Some of the program’s participants joined I-Life as staff after witnessing the change on themselves. “I learned to manage my fear of rejection and how to communicate my needs. I-Life’s program has helped me realize that my weakness is acceptable and I’m worthy to be treated kindly without condition. I hope I can be of help to those who have had similar experiences as mine,” Jie (not her real name) shared. Jie joined I-Life’s program in 2013 and then became an official member of the association. “I hope this kind of solution will be more reachable to more people,” she added.
“When the survivors are ready, they can be the change agent of the issues their families are facing. By empowering more survivors, we’re improving further more social issues.” (Photo credit: I-Life Association)
Plans for the Future
In five years, I-Life aims to expand their service scope to support 50 to 70 program participants simultaneously. I-Life is also working closely with the government authorities and NGOs to expand the threshold of the qualification to be accepted in the public support system. Currently, I-Life is accepting donations from the public and corporates and subsidies from United Way of Taiwan to support its operations. “We hope to move faster to make an impact and inspire more people to create more I-Life in different cities in Taiwan or even in other countries,” Renming said.

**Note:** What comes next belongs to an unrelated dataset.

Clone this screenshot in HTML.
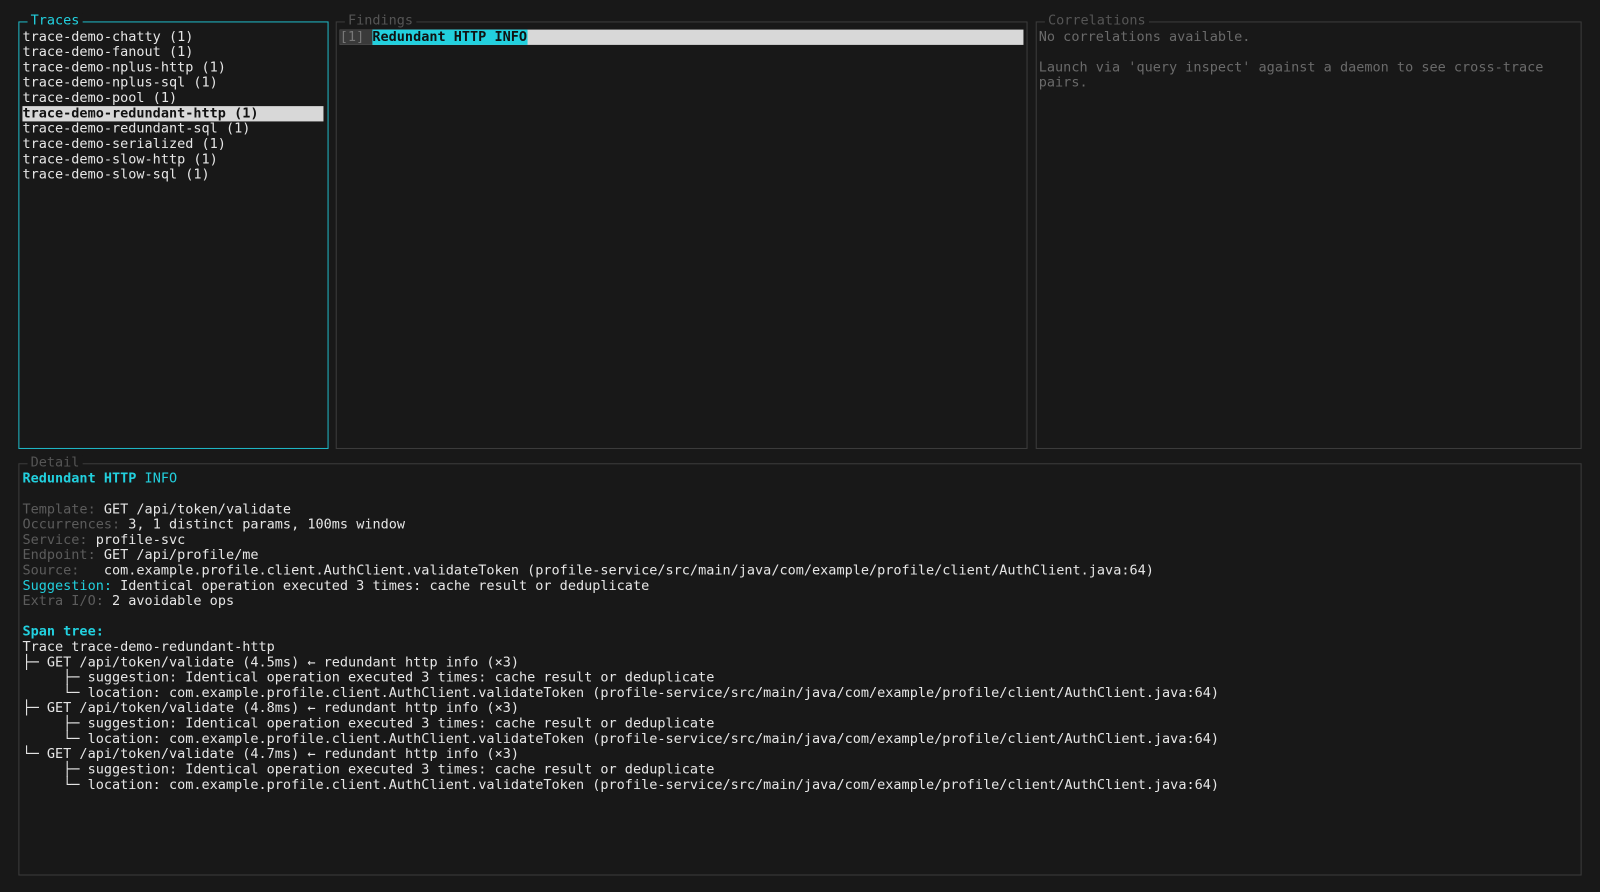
<!DOCTYPE html>
<html><head><style>
html,body{margin:0;padding:0;background:#181818;width:1600px;height:892px;overflow:hidden}
#w{position:absolute;left:0;top:0;width:1568px;height:874px;transform:scale(1.0204);transform-origin:0 0}
body{font-family:"DejaVu Sans Mono","Liberation Mono",monospace;font-size:13.25px;color:#e6e6e6}
.box{position:absolute;border:1px solid #3c3c3c;box-sizing:border-box}
.t{position:absolute;top:-9px;left:8px;background:#181818;padding:0 3px;line-height:16px;color:#555;white-space:pre}
.l{position:absolute;white-space:pre;line-height:15px;height:15px}
.g{color:#5c5c5c}
.c{color:#22d0de}
.b{font-weight:bold}
</style></head><body><div id="w">
<div class="box" style="left:18px;top:21px;width:304px;height:419px;border-color:#1fb8c6"><span class="t c" style="color:#22d0de">Traces</span></div>
<div class="box" style="left:329px;top:21px;width:678px;height:419px"><span class="t">Findings</span></div>
<div class="box" style="left:1015px;top:21px;width:535px;height:419px"><span class="t">Correlations</span></div>
<div class="box" style="left:18px;top:454px;width:1532px;height:404px"><span class="t">Detail</span></div>

<div class="l" style="left:22px;top:29px">trace-demo-chatty (1)</div>
<div class="l" style="left:22px;top:44px">trace-demo-fanout (1)</div>
<div class="l" style="left:22px;top:59px">trace-demo-nplus-http (1)</div>
<div class="l" style="left:22px;top:74px">trace-demo-nplus-sql (1)</div>
<div class="l" style="left:22px;top:89px">trace-demo-pool (1)</div>
<div class="l b" style="left:22px;top:104px;width:295px;background:#d8d8d8;color:#111">trace-demo-redundant-http (1)</div>
<div class="l" style="left:22px;top:119px">trace-demo-redundant-sql (1)</div>
<div class="l" style="left:22px;top:134px">trace-demo-serialized (1)</div>
<div class="l" style="left:22px;top:149px">trace-demo-slow-http (1)</div>
<div class="l" style="left:22px;top:164px">trace-demo-slow-sql (1)</div>

<div class="l" style="left:333px;top:29px;width:670px;background:#d8d8d8"><span style="background:#3a3a3a;color:#777">[1] </span><span class="b" style="background:#22d0de;color:#111">Redundant HTTP INFO</span></div>

<div class="l" style="left:1018px;top:29px;color:#6a6a6a">No correlations available.</div>
<div class="l" style="left:1018px;top:59px;color:#6a6a6a">Launch via 'query inspect' against a daemon to see cross-trace</div>
<div class="l" style="left:1018px;top:74px;color:#6a6a6a">pairs.</div>

<div class="l" style="left:22px;top:462px"><span class="c b">Redundant HTTP</span> <span class="c">INFO</span></div>
<div class="l" style="left:22px;top:492px"><span class="g">Template:</span> GET /api/token/validate</div>
<div class="l" style="left:22px;top:507px"><span class="g">Occurrences:</span> 3, 1 distinct params, 100ms window</div>
<div class="l" style="left:22px;top:522px"><span class="g">Service:</span> profile-svc</div>
<div class="l" style="left:22px;top:537px"><span class="g">Endpoint:</span> GET /api/profile/me</div>
<div class="l" style="left:22px;top:552px"><span class="g">Source:</span>   com.example.profile.client.AuthClient.validateToken (profile-service/src/main/java/com/example/profile/client/AuthClient.java:64)</div>
<div class="l" style="left:22px;top:567px"><span class="c">Suggestion:</span> Identical operation executed 3 times: cache result or deduplicate</div>
<div class="l" style="left:22px;top:582px"><span class="g">Extra I/O:</span> 2 avoidable ops</div>
<div class="l" style="left:22px;top:612px"><span class="c b">Span tree:</span></div>
<div class="l" style="left:22px;top:627px">Trace trace-demo-redundant-http</div>
<div class="l" style="left:22px;top:642px">├─ GET /api/token/validate (4.5ms) ← redundant http info (×3)</div>
<div class="l" style="left:22px;top:657px">     ├─ suggestion: Identical operation executed 3 times: cache result or deduplicate</div>
<div class="l" style="left:22px;top:672px">     └─ location: com.example.profile.client.AuthClient.validateToken (profile-service/src/main/java/com/example/profile/client/AuthClient.java:64)</div>
<div class="l" style="left:22px;top:687px">├─ GET /api/token/validate (4.8ms) ← redundant http info (×3)</div>
<div class="l" style="left:22px;top:702px">     ├─ suggestion: Identical operation executed 3 times: cache result or deduplicate</div>
<div class="l" style="left:22px;top:717px">     └─ location: com.example.profile.client.AuthClient.validateToken (profile-service/src/main/java/com/example/profile/client/AuthClient.java:64)</div>
<div class="l" style="left:22px;top:732px">└─ GET /api/token/validate (4.7ms) ← redundant http info (×3)</div>
<div class="l" style="left:22px;top:747px">     ├─ suggestion: Identical operation executed 3 times: cache result or deduplicate</div>
<div class="l" style="left:22px;top:762px">     └─ location: com.example.profile.client.AuthClient.validateToken (profile-service/src/main/java/com/example/profile/client/AuthClient.java:64)</div>
</div></body></html>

Behind child maltreatment and dysfunctional families, are countless complicated reasons and issues to be resolved. Survivors have witnessed and undergone the pain. I-Life’s experience is a demonstration that when survivors are empowered and are given proper healing from the trauma, they can be powerful change agents not only to their own families but also to those who like them, are suffering from the past. Today’s generation will stop tolerating trauma and march on with a better life.